I Lift NY’s arrival concluded a 6,000-mile journey that included a passage through the Panama Canal. Prior to its debut at the project site, the crane was moored at the Port of New York undergoing a series of modifications for its work on the New NY Bridge. These changes included improvements to its operating systems and careful inspections of every inch of the equipment.

Two of the New NY Bridge's 136 pillars rise out of the river.


One year in


The first year of project construction saw enormous advances. By the end of October, TZC had driven over two-thirds of the project’s foundation piles—more than 750 in total—into the riverbed to create solid footholds for the bridge. The largest piles were 6 ft in diameter and almost 300 ft long. The longest were 4-ft-diam. friction piles driven more than 350 ft into the riverbed. Approximately one-third of the piles were required to be friction piles—which receive their vertical support from skin friction between the buried pile and the surrounding soil—since bedrock is up to 700 ft below the riverbed in certain areas across the river. 


Following pile driving is the installation of pile caps, which unify the supportive strength of the individual piles at the surface of the river and create strong bases for the new bridge. The massive main-span pile caps are longer than a football field and support the bridge’s 419-ft towers. Most of the project’s 70 pile caps, however, are for the approach spans and are about the size of a tennis court.

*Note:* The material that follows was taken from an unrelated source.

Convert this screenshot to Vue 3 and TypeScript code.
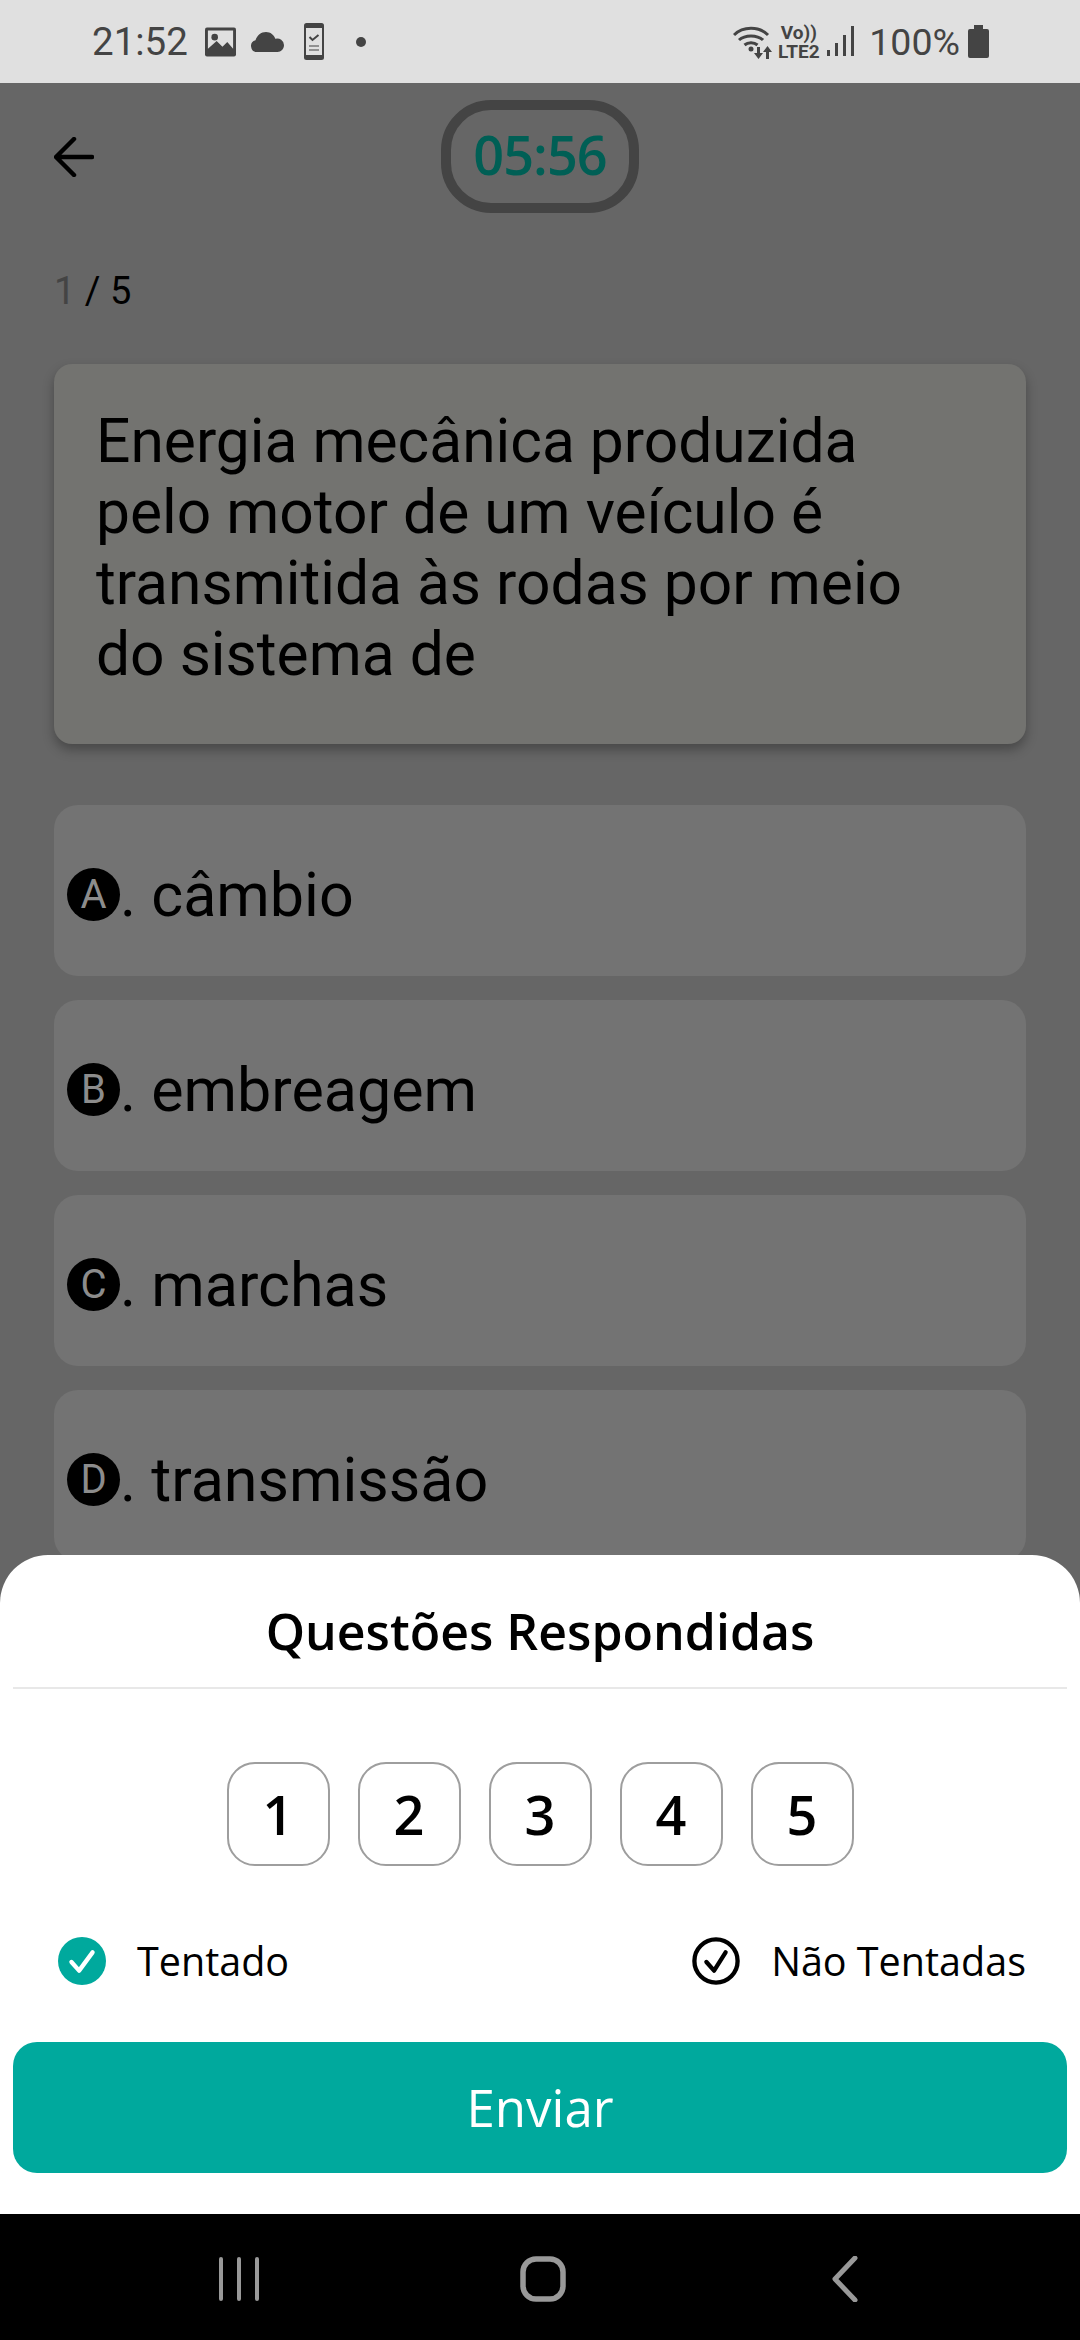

While a handful of pile caps were installed prior to the arrival of the I Lift NY, its presence will greatly accelerate progress. Dozens of pile caps will be lifted into place by the end of the year, with the full complement being installed by summer 2015.


As foundation elements are completed, the focus turns to constructing bridge pillars. Atop the first installed pile caps, the first set of the new bridge’s 136 pillars recently rose from the surface of the river. During the coming months, New Yorkers will see the new bridge’s towers take shape, as scores more pillars rise from the water.


Also during the first year of construction, a great deal of work was accomplished at locations distant from the project site. Thirty percent of precast pile caps have been fabricated and work recently began on the structural steel girders. These and other elements of the bridge will be barged to the project and installed by the super crane and more pedestrian-sized lifters.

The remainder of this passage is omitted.